Google on Friday urged a US federal judge not to force it to separate its Chrome browser from its search business, pushing back against proposals meant to curb its influence over online search.
This plea comes as attorneys from both sides presented their final arguments in a high-stakes antitrust case before US District Judge Amit Mehta, who is now weighing what corrective measures—if any—should be taken following a 2023 ruling that found Google had unlawfully monopolized the search market.
The US Department of Justice (DoJ), seeking to rein in what it views as Google’s anti-competitive practices, has asked the court to consider requiring the tech giant to divest from Chrome. They argue that the increasing power of artificial intelligence could further entrench Google’s role as the dominant gateway to the internet, making such a measure necessary to allow competitors a fair chance.
In addition to spinning off Chrome, government attorneys also want Google to be prohibited from entering into exclusive agreements with major partners like Apple and Samsung—contracts that were central to the original lawsuit. These arrangements have made Google’s search tools the default on a wide array of devices, contributing significantly to its dominance.
Final oral arguments were held Friday in a Washington courtroom after three weeks of trial testimony concluded earlier in May. The day was devoted to detailed legal arguments, with both sides vigorously defending their interpretations of the law.
Google’s lawyer, John Schmidtlein, maintained that the government failed to show any real-world evidence that consumers would have used a different search engine if these exclusive agreements hadn’t existed. He pointed to Verizon as an example, noting that even though the telecom provider owns Yahoo! and had no binding contract with Google, it still chose to install Chrome on its devices.
Among the roughly 100 witnesses heard during the trial, Schmidtlein noted that none expressed a preference for installing rival search engines such as Microsoft’s Bing—even when hypothetically granted more freedom to do so.
Push for Competition
DoJ attorney David Dahlquist countered that companies like Apple had actively sought more flexibility in their dealings with Google but were consistently denied. He cited Apple’s repeated requests for options beyond default agreements, highlighting how those arrangements had stifled choice.

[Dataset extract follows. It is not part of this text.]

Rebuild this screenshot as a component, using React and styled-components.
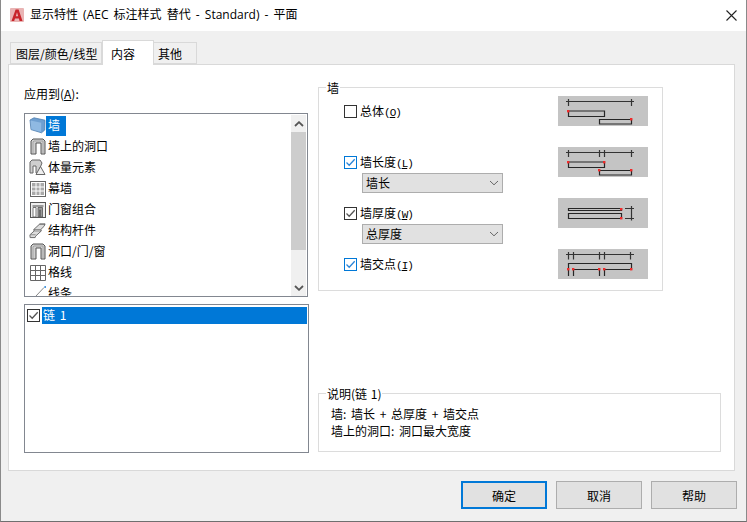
import React from "react";
import styled, { createGlobalStyle } from "styled-components";

const GlobalStyle = createGlobalStyle`
  html, body {
    margin: 0;
    padding: 0;
    background: #f0f0f0;
  }
  * {
    box-sizing: border-box;
  }
`;

const Window = styled.div`
  width: 747px;
  height: 522px;
  display: flex;
  flex-direction: column;
  background: #f0f0f0;
  border-right: 1px solid #8a8a8a;
  border-bottom: 1px solid #6f6f6f;
  border-left: 1px solid #8a8a8a;
  font-family: "Noto Sans CJK SC", "Liberation Sans", sans-serif;
  font-size: 12px;
  color: #000;
  overflow: hidden;
`;

const TitleBar = styled.div`
  height: 31px;
  flex: 0 0 auto;
  display: flex;
  align-items: center;
  background: #fff;
  padding: 0 9px 1px 9px;
`;

const TitleText = styled.span`
  margin-left: 6px;
  flex: 1;
  line-height: 16px;
  white-space: pre;
  word-spacing: 2px;
  font-family: "Open Sans", "Noto Sans CJK SC", sans-serif;
`;

const Content = styled.div`
  flex: 1;
  display: flex;
  flex-direction: column;
  padding: 9px 11px 13px 7px;
`;

const TabStrip = styled.div`
  height: 24px;
  flex: 0 0 auto;
  display: flex;
  align-items: flex-end;
  padding-left: 2px;
  position: relative;
  z-index: 1;
`;

const Tab = styled.div`
  width: ${({ $width }) => $width}px;
  height: ${({ $active }) => ($active ? 25 : 22)}px;
  margin-bottom: ${({ $active }) => ($active ? -1 : 0)}px;
  padding-left: ${({ $pad }) => $pad}px;
  display: flex;
  align-items: center;
  background: ${({ $active }) => ($active ? "#fff" : "#f0f0f0")};
  border: 1px solid #d9d9d9;
  border-bottom: ${({ $active }) => ($active ? "none" : "1px solid #d9d9d9")};
  border-left: ${({ $active, $first }) =>
    $active || $first ? "1px solid #d9d9d9" : "none"};
  border-right: 1px solid #d9d9d9;
  white-space: nowrap;
`;

const Panel = styled.div`
  width: 727px;
  height: 407px;
  display: flex;
  background: #fff;
  border: 1px solid #d9d9d9;
`;

const LeftColumn = styled.div`
  width: 284px;
  margin-left: 15px;
  display: flex;
  flex-direction: column;
`;

const ApplyLabel = styled.label`
  height: 48px;
  padding-top: 20px;
  line-height: 17px;
  display: block;
`;

const AppliesList = styled.div`
  width: 284px;
  height: 184px;
  display: flex;
  background: #fff;
  border: 1px solid #828790;
  overflow: hidden;
`;

const AppliesItems = styled.ul`
  flex: 1;
  list-style: none;
  margin: 0;
  padding: 1px 0 0 4px;
`;

const AppliesItem = styled.li`
  height: 21px;
  display: flex;
  align-items: center;
`;

const IconSlot = styled.span`
  width: 17px;
  height: 19px;
  display: flex;
  align-items: center;
  justify-content: center;
  flex: 0 0 auto;
`;

const ItemText = styled.span`
  height: 20px;
  line-height: 17px;
  padding: 0 ${({ $selected }) => ($selected ? "6px" : "2px")} 0 2px;
  background: ${({ $selected }) => ($selected ? "#0078d7" : "transparent")};
  color: ${({ $selected }) => ($selected ? "#fff" : "#000")};
`;

const ScrollBar = styled.div`
  width: 15px;
  margin: 1px 1px 0 0;
  display: flex;
  flex-direction: column;
  background: #f0f0f0;
`;

const ScrollArrow = styled.div`
  height: 17px;
  display: flex;
  align-items: center;
  justify-content: center;
  flex: 0 0 auto;
`;

const ScrollThumb = styled.div`
  height: 118px;
  background: #cdcdcd;
  flex: 0 0 auto;
`;

const ScrollTrack = styled.div`
  flex: 1;
`;

const ChainList = styled.div`
  width: 285px;
  height: 149px;
  margin-top: 7px;
  padding: 1px 1px 0 2px;
  background: #fff;
  border: 1px solid #828790;
`;

const ChainRow = styled.div`
  height: 18px;
  display: flex;
  align-items: center;
`;

const ChainText = styled.span`
  flex: 1;
  height: 17px;
  margin-left: 2px;
  padding-left: 1px;
  line-height: 15px;
  word-spacing: 2px;
  background: #0078d7;
  color: #fff;
`;

const RightColumn = styled.div`
  width: 403px;
  margin-left: 10px;
  padding: 14px 0 18px 0;
  display: flex;
  flex-direction: column;
  justify-content: space-between;
`;

const GroupBox = styled.fieldset`
  width: ${({ $width }) => $width}px;
  height: ${({ $height }) => $height}px;
  margin: 0;
  padding: ${({ $padding }) => $padding};
  border: 1px solid #dcdcdc;
  min-width: 0;
`;

const GroupLegend = styled.legend`
  margin-left: ${({ $indent }) => $indent}px;
  padding: 0 1px;
  line-height: 17px;
  height: 17px;
  word-spacing: 1px;
`;

const OptionGrid = styled.div`
  display: grid;
  grid-template-columns: 1fr 90px;
  grid-auto-rows: 30px;
  row-gap: 21px;
`;

const Option = styled.div`
  padding-top: 9px;
`;

const CheckRow = styled.label`
  height: 13px;
  display: flex;
  align-items: center;
  gap: 3px;
  line-height: 13px;
`;

const CheckLabel = styled.span`
  white-space: nowrap;
`;

const KeyHint = styled.span`
  font-family: "Liberation Mono", monospace;
  font-size: 11px;
  letter-spacing: -1px;
`;

const CheckBox = styled.span`
  width: 13px;
  height: 13px;
  flex: 0 0 auto;
  display: flex;
  align-items: center;
  justify-content: center;
  background: #fff;
  border: 1px solid ${({ $blue }) => ($blue ? "#0078d7" : "#333")};
`;

const Combo = styled.div`
  width: 141px;
  height: 20px;
  margin: 4px 0 0 18px;
  padding: 0 3px 0 3px;
  display: flex;
  align-items: center;
  justify-content: space-between;
  background: #e1e1e1;
  border: 1px solid #adadad;
  line-height: 15px;
`;

const ComboText = styled.span`
  padding-bottom: 2px;
`;

const DescriptionLine = styled.div`
  line-height: 17px;
  word-spacing: 2px;
`;

const ButtonRow = styled.div`
  display: flex;
  justify-content: flex-end;
  gap: 9px;
  margin: 10px -2px 0 0;
`;

const Button = styled.button`
  width: 86px;
  height: 28px;
  padding: 0;
  background: #e1e1e1;
  border: ${({ $primary }) =>
    $primary ? "2px solid #0078d7" : "1px solid #adadad"};
  font: inherit;
  color: #000;
`;

const CheckMark = ({ color }) => (
  <svg width="11" height="11" viewBox="0 0 11 11">
    <path d="M1.5 5.5 L4.2 8.2 L9.7 2.2" fill="none" stroke={color} strokeWidth="1.3" />
  </svg>
);

const Check = ({ checked, blue }) => (
  <CheckBox $blue={blue}>
    {checked && <CheckMark color={blue ? "#2a85d8" : "#555"} />}
  </CheckBox>
);

const AppLogo = () => (
  <svg width="14" height="14" viewBox="0 0 14 14">
    <rect width="14" height="14" fill="#e9b4b4" rx="1" />
    <path d="M1.5 13 L5.6 1.5 H8.6 L12.5 13 H9.6 L8.9 10.4 H5 L4.2 13 Z M5.8 8.2 H8.2 L7 4.2 Z" fill="#c8242a" fillRule="evenodd" />
  </svg>
);

const CloseIcon = () => (
  <svg width="11" height="11" viewBox="0 0 11 11">
    <path d="M0.5 0.5 L10.5 10.5 M10.5 0.5 L0.5 10.5" stroke="#222" strokeWidth="1.1" />
  </svg>
);

const Chevron = ({ up, color = "#555", width = 1.8 }) => (
  <svg width="10" height="6" viewBox="0 0 10 6">
    <path
      d={up ? "M1 5 L5 1.2 L9 5" : "M1 1 L5 4.8 L9 1"}
      fill="none"
      stroke={color}
      strokeWidth={width}
    />
  </svg>
);

const WallIcon = () => (
  <svg width="17" height="17" viewBox="0 0 17 17">
    <path d="M1 3 L5 0.8 L16 3.2 L15.8 13 L12.5 15.8 L2 12.6 Z" fill="#6f9fd0" stroke="#4f7fb0" strokeWidth="0.8" />
    <path d="M1.5 3.4 L12.2 5.8 L12.1 15 L2.4 12.2 Z" fill="#8fb9e2" />
  </svg>
);

const ArchIcon = () => (
  <svg width="16" height="17" viewBox="0 0 16 17">
    <path d="M1 16 V3 L3 1 H13 L15 3 V16 H11 V5 H6 V16 Z" fill="#cfcfcf" stroke="#555" strokeWidth="1" />
    <path d="M3 16 V4 L4 3 H13 V16" fill="none" stroke="#999" strokeWidth="0.8" />
  </svg>
);

const MassIcon = () => (
  <svg width="17" height="17" viewBox="0 0 17 17">
    <path d="M1 14 V3 L3 1 H11 L13 4 L9 14 H7 V7 H4 V14 Z" fill="#cfcfcf" stroke="#666" strokeWidth="1" />
    <path d="M7 15.5 L11.5 7.5 L16 15.5 Z" fill="#eee" stroke="#666" strokeWidth="1" />
  </svg>
);

const CurtainIcon = () => (
  <svg width="16" height="16" viewBox="0 0 16 16">
    <rect x="0.5" y="0.5" width="15" height="15" fill="#fff" stroke="#666" />
    <path d="M2 2 H14 V14 H2 Z" fill="#aaa" />
    <path d="M6 2 V14 M10 2 V14 M2 6 H14 M2 10 H14" stroke="#fff" strokeWidth="1" />
  </svg>
);

const AssemblyIcon = () => (
  <svg width="16" height="16" viewBox="0 0 16 16">
    <rect x="0.5" y="0.5" width="15" height="15" fill="#eee" stroke="#555" />
    <path d="M2.5 3 H13.5 V5 H2.5 Z" fill="#999" />
    <path d="M3 15 V5.5 H6 V15 Z" fill="#fff" stroke="#555" strokeWidth="0.8" />
    <path d="M8 15 V5.5 H12.5 V15 H10.5 V8 H9.5 V15 Z" fill="#999" stroke="#555" strokeWidth="0.8" />
  </svg>
);

const MemberIcon = () => (
  <svg width="18" height="17" viewBox="0 0 18 17">
    <path d="M1 13 L5.5 9 L5 7.5 L11.5 1.5 H17 L16 4 L12.5 7.5 L13 9 L7 14.5 L6.5 16 H1.2 Z" fill="#ddd" stroke="#666" strokeWidth="1" />
    <path d="M5 7.5 H12.5 M5.5 9 H13 M2 13 H7 M11 2 L17 2" fill="none" stroke="#666" strokeWidth="0.7" />
  </svg>
);

const GridIcon = () => (
  <svg width="16" height="16" viewBox="0 0 16 16">
    <path d="M0.5 0.5 H15.5 V15.5 H0.5 Z M5.5 0.5 V15.5 M10.5 0.5 V15.5 M0.5 5.5 H15.5 M0.5 10.5 H15.5" fill="#fff" stroke="#666" />
  </svg>
);

const LineIcon = () => (
  <svg width="16" height="16" viewBox="0 0 16 16">
    <path d="M6 10 L14 1.5" stroke="#777" strokeWidth="0.9" />
    <rect x="14.4" y="0.2" width="1.6" height="1.6" fill="#1e7fd6" />
  </svg>
);

const Diagram = ({ children }) => (
  <svg width="90" height="30" viewBox="0 0 90 30" fill="none">
    <rect width="90" height="30" fill="#c4c4c4" />
    {children}
  </svg>
);

const Ink = styled.path`
  stroke: #262626;
  stroke-width: 1.2;
  fill: none;
`;

const Dim = styled.path`
  stroke: #333;
  stroke-width: 1.2;
  fill: none;
`;

const Mark = ({ x, y }) => <rect x={x - 1} y={y - 1} width="2.4" height="2.4" fill="#f02a2a" />;

const OverallDiagram = () => (
  <Diagram>
    <Dim d="M8 5.5 H76 M10.5 3 V10 M73.5 3 V10" />
    <Ink d="M10.5 15 H46.5 V20.5 H10.5 Z M41.5 23.5 H73.5 V28 H41.5 Z" />
    <Mark x={10} y={15} />
    <Mark x={73} y={23} />
  </Diagram>
);

const LengthDiagram = () => (
  <Diagram>
    <Dim d="M8 5.5 H76 M10.5 3 V10 M41.5 3 V10 M46.5 3 V10 M73.5 3 V10" />
    <Ink d="M10.5 15 H46.5 V20.5 H10.5 Z M41.5 23.5 H73.5 V28 H41.5 Z" />
    <Mark x={10} y={15} />
    <Mark x={46} y={15} />
    <Mark x={41} y={23} />
    <Mark x={73} y={23} />
  </Diagram>
);

const ThicknessDiagram = () => (
  <Diagram>
    <Ink d="M10.5 10.5 H63.5 V12.5 H10.5 Z M10.5 15.5 H63.5 V20.5 H10.5 Z" />
    <Dim d="M67 10.5 H76 M67 20.5 H76 M73.5 8 V22.5" />
    <Mark x={63} y={11} />
    <Mark x={63} y={20} />
  </Diagram>
);

const JunctionDiagram = () => (
  <Diagram>
    <Dim d="M8 5.5 H76 M10.5 3 V10.5 M15.5 3 V10.5 M41.5 3 V10.5 M46.5 3 V10.5 M72.5 3 V10.5" />
    <Ink d="M10.5 27 V14.5 H73.5 V20.5 H46.5 V27 M41.5 27 V20.5 H15.5 V27" />
    <Mark x={10} y={20} />
    <Mark x={15} y={20} />
    <Mark x={41} y={20} />
    <Mark x={46} y={20} />
    <Mark x={73} y={20} />
  </Diagram>
);

const appliesItems = [
  { label: "墙", Icon: WallIcon, selected: true },
  { label: "墙上的洞口", Icon: ArchIcon },
  { label: "体量元素", Icon: MassIcon },
  { label: "幕墙", Icon: CurtainIcon },
  { label: "门窗组合", Icon: AssemblyIcon },
  { label: "结构杆件", Icon: MemberIcon },
  { label: "洞口/门/窗", Icon: ArchIcon },
  { label: "格线", Icon: GridIcon },
  { label: "线条", Icon: LineIcon },
];

const options = [
  { label: "总体", key: "O", Figure: OverallDiagram },
  { label: "墙长度", key: "L", checked: true, blue: true, combo: "墙长", Figure: LengthDiagram },
  { label: "墙厚度", key: "W", checked: true, combo: "总厚度", Figure: ThicknessDiagram },
  { label: "墙交点", key: "I", checked: true, blue: true, Figure: JunctionDiagram },
];

export default function App() {
  return (
    <>
      <GlobalStyle />
      <Window>
        <TitleBar>
          <AppLogo />
          <TitleText>显示特性 (AEC 标注样式 替代 - Standard) - 平面</TitleText>
          <CloseIcon />
        </TitleBar>
        <Content>
          <TabStrip>
            <Tab $width={92} $pad={5} $first>图层/颜色/线型</Tab>
            <Tab $width={52} $pad={8} $active>内容</Tab>
            <Tab $width={43} $pad={4}>其他</Tab>
          </TabStrip>
          <Panel>
            <LeftColumn>
              <ApplyLabel>应用到(<u>A</u>):</ApplyLabel>
              <AppliesList>
                <AppliesItems>
                  {appliesItems.map(({ label, Icon, selected }) => (
                    <AppliesItem key={label}>
                      <IconSlot><Icon /></IconSlot>
                      <ItemText $selected={selected}>{label}</ItemText>
                    </AppliesItem>
                  ))}
                </AppliesItems>
                <ScrollBar>
                  <ScrollArrow><Chevron up /></ScrollArrow>
                  <ScrollThumb />
                  <ScrollTrack />
                  <ScrollArrow><Chevron /></ScrollArrow>
                </ScrollBar>
              </AppliesList>
              <ChainList>
                <ChainRow>
                  <Check checked />
                  <ChainText>链 1</ChainText>
                </ChainRow>
              </ChainList>
            </LeftColumn>
            <RightColumn>
              <GroupBox $width={345} $height={212} $padding="0 14px 0 25px">
                <GroupLegend $indent={-18}>墙</GroupLegend>
                <OptionGrid>
                  {options.map(({ label, key, checked, blue, combo, Figure }) => (
                    <React.Fragment key={key}>
                      <Option>
                        <CheckRow>
                          <Check checked={checked} blue={blue} />
                          <CheckLabel>{label}<KeyHint>(<u>{key}</u>)</KeyHint></CheckLabel>
                        </CheckRow>
                        {combo && (
                          <Combo>
                            <ComboText>{combo}</ComboText>
                            <Chevron color="#666" width={1} />
                          </Combo>
                        )}
                      </Option>
                      <Figure />
                    </React.Fragment>
                  ))}
                </OptionGrid>
              </GroupBox>
              <GroupBox $width={403} $height={67} $padding="3px 12px 0 12px">
                <GroupLegend $indent={-5}>说明(链 1)</GroupLegend>
                <DescriptionLine>墙: 墙长 + 总厚度 + 墙交点</DescriptionLine>
                <DescriptionLine>墙上的洞口: 洞口最大宽度</DescriptionLine>
              </GroupBox>
            </RightColumn>
          </Panel>
          <ButtonRow>
            <Button $primary>确定</Button>
            <Button>取消</Button>
            <Button>帮助</Button>
          </ButtonRow>
        </Content>
      </Window>
    </>
  );
}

Google, however, argues that the government’s recommendations go far beyond the original scope of the case. The company sees the call for a Chrome divestiture—and the possibility of a forced sale of Android—as dangerous overreaches.

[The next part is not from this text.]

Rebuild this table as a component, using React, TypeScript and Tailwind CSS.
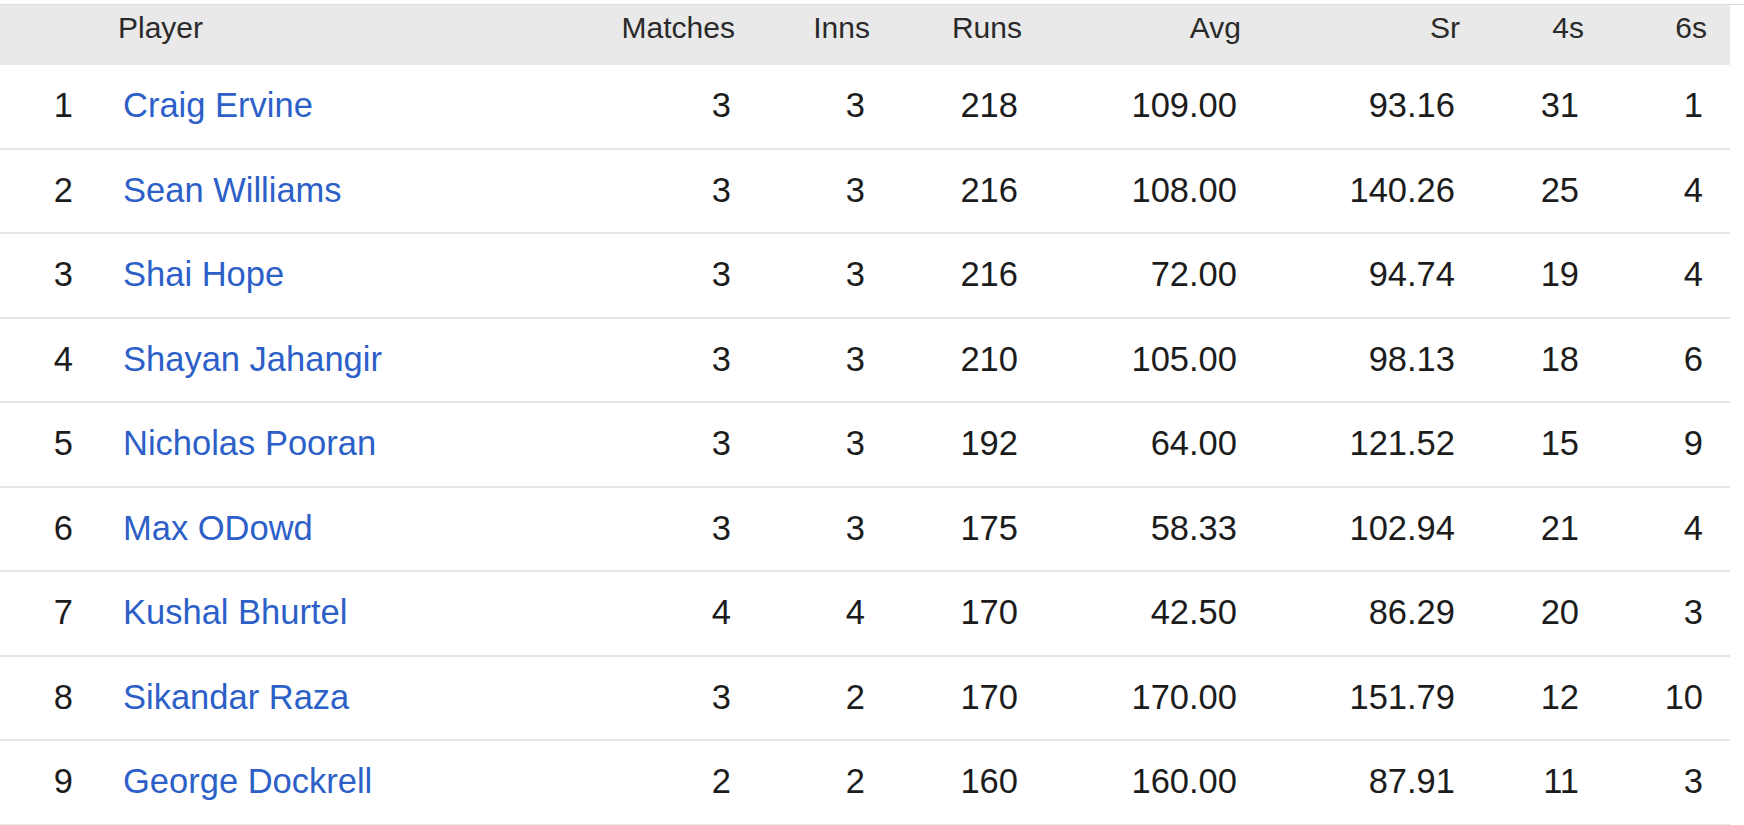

Jennifer Huddleston, a senior fellow in technology policy at the Cato Institute, backed Google’s position, warning that breaking up Chrome or ending default agreements would harm innovation, disadvantage smaller firms, and reduce the quality of products available to users.
Schmidtlein emphasized that more than 80 percent of Chrome users are based outside the United States, suggesting that any mandated breakup would carry global consequences. He insisted that a Chrome browser spun off from Google would be a mere shadow of its current version, potentially hurting consumers rather than helping them.

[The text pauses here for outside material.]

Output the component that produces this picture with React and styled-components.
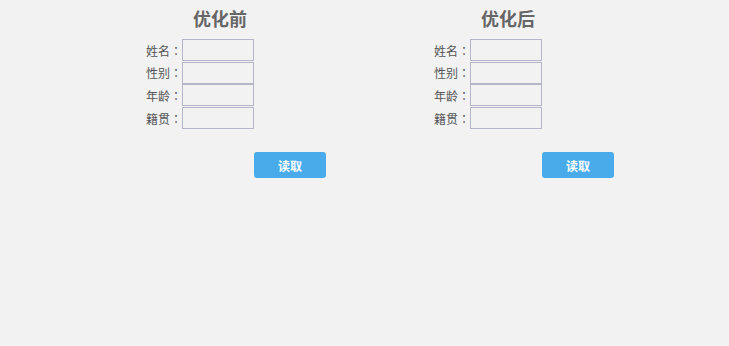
import React from "react";
import styled, { createGlobalStyle } from "styled-components";

const GlobalStyle = createGlobalStyle`
  html, body {
    margin: 0;
    padding: 0;
    background: #f2f2f2;
    font-family: "Noto Sans CJK SC", "Liberation Sans", sans-serif;
  }
`;

const fields = ["姓名", "性别", "年龄", "籍贯"];

function Panel({ title }) {
  return (
    <Column>
      <Title>{title}</Title>
      <Form>
        {fields.map((f) => (
          <Row key={f}>
            <Label>
              {f}
              <Colon>：</Colon>
            </Label>
            <Input />
          </Row>
        ))}
      </Form>
      <ReadButton>读取</ReadButton>
    </Column>
  );
}

export default function App() {
  return (
    <>
      <GlobalStyle />
      <Page>
        <Panel title="优化前" />
        <Panel title="优化后" />
      </Page>
    </>
  );
}

const Page = styled.div`
  display: flex;
  width: 577px;
  margin: 0 auto;
  height: 346px;
`;

const Column = styled.div`
  width: 288px;
  flex-shrink: 0;
  display: flex;
  flex-direction: column;
`;

const Title = styled.h2`
  margin: 0;
  height: 39px;
  line-height: 37px;
  font-size: 18px;
  font-weight: bold;
  color: #666;
  text-align: center;
`;

const Form = styled.div`
  display: flex;
  flex-direction: column;
  gap: 0.7px;
  padding-left: 70px;
`;

const Row = styled.div`
  display: flex;
  align-items: center;
  height: 22px;
`;

const Label = styled.span`
  width: 36px;
  flex-shrink: 0;
  white-space: nowrap;
  font-size: 12px;
  color: #555;
  text-align: right;
`;

const Colon = styled.span`
  font-family: "Noto Sans CJK TC", sans-serif;
`;

const Input = styled.input`
  box-sizing: border-box;
  flex-shrink: 0;
  width: 72px;
  height: 22px;
  margin: 0;
  padding: 0;
  border: 1px solid #b4b6c8;
  background: #f2f2f2;
  outline: none;
`;

const ReadButton = styled.button`
  margin: 23px 0 0 178px;
  width: 72px;
  height: 26px;
  border: none;
  border-radius: 3px;
  background: #4aabeb;
  color: #fff;
  font-family: inherit;
  font-size: 12px;
  font-weight: bold;
  cursor: pointer;
`;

Changing Landscape with AI
The debate unfolds at a pivotal time, as competitors like Microsoft, ChatGPT, and Perplexity introduce generative AI tools that challenge Google’s dominance in web search. Although the original case against Google was filed five years ago—before ChatGPT entered the scene—AI’s sudden rise is now a critical factor.
Google, along with its competitors, is investing heavily in AI and integrating it into its search functions and broader ecosystem. During the trial, Apple’s Vice President of Services, Eddy Cue, revealed that traffic to Google’s search engine on Apple devices declined in April—the first time that had happened in over 20 years. Cue attributed the dip to increasing competition from AI-powered services like ChatGPT and Perplexity.
Judge Mehta questioned whether Google’s exclusive access to certain user data, such as click and query information, should be shared with rivals as part of any remedies imposed. DoJ attorney Adam Severt emphasized that the government isn’t aiming to cripple Google but wants to foster a competitive environment.
“We’re not looking to kneecap Google,” Severt told the court. “But we are looking to make sure someone can compete with Google.”
Schmidtlein, however, argued that the government’s proposed data-sharing remedies would force Google to hand over not just user data, but proprietary information that reflects years of internal innovation and engineering.
“There are countless algorithms that Google engineers have invented that have nothing to do with click and query data,” he said. “Their remedy says we want to be on par with all of your ingenuity, and, respectfully your honor, that is not proportional to the conduct of this case.”
As Judge Mehta considers the final decision, the outcome could reshape not only Google’s future, but also the broader digital landscape at a time of rapid technological transformation.
What You Should Know
Judge Amit Mehta, presiding over the case, will ultimately determine whether Google’s dominance in search should be curtailed through structural remedies like the divestiture of Chrome.
His decision could have profound implications on competition, innovation, and user choice in the digital economy—especially as artificial intelligence rapidly changes how people search for information online.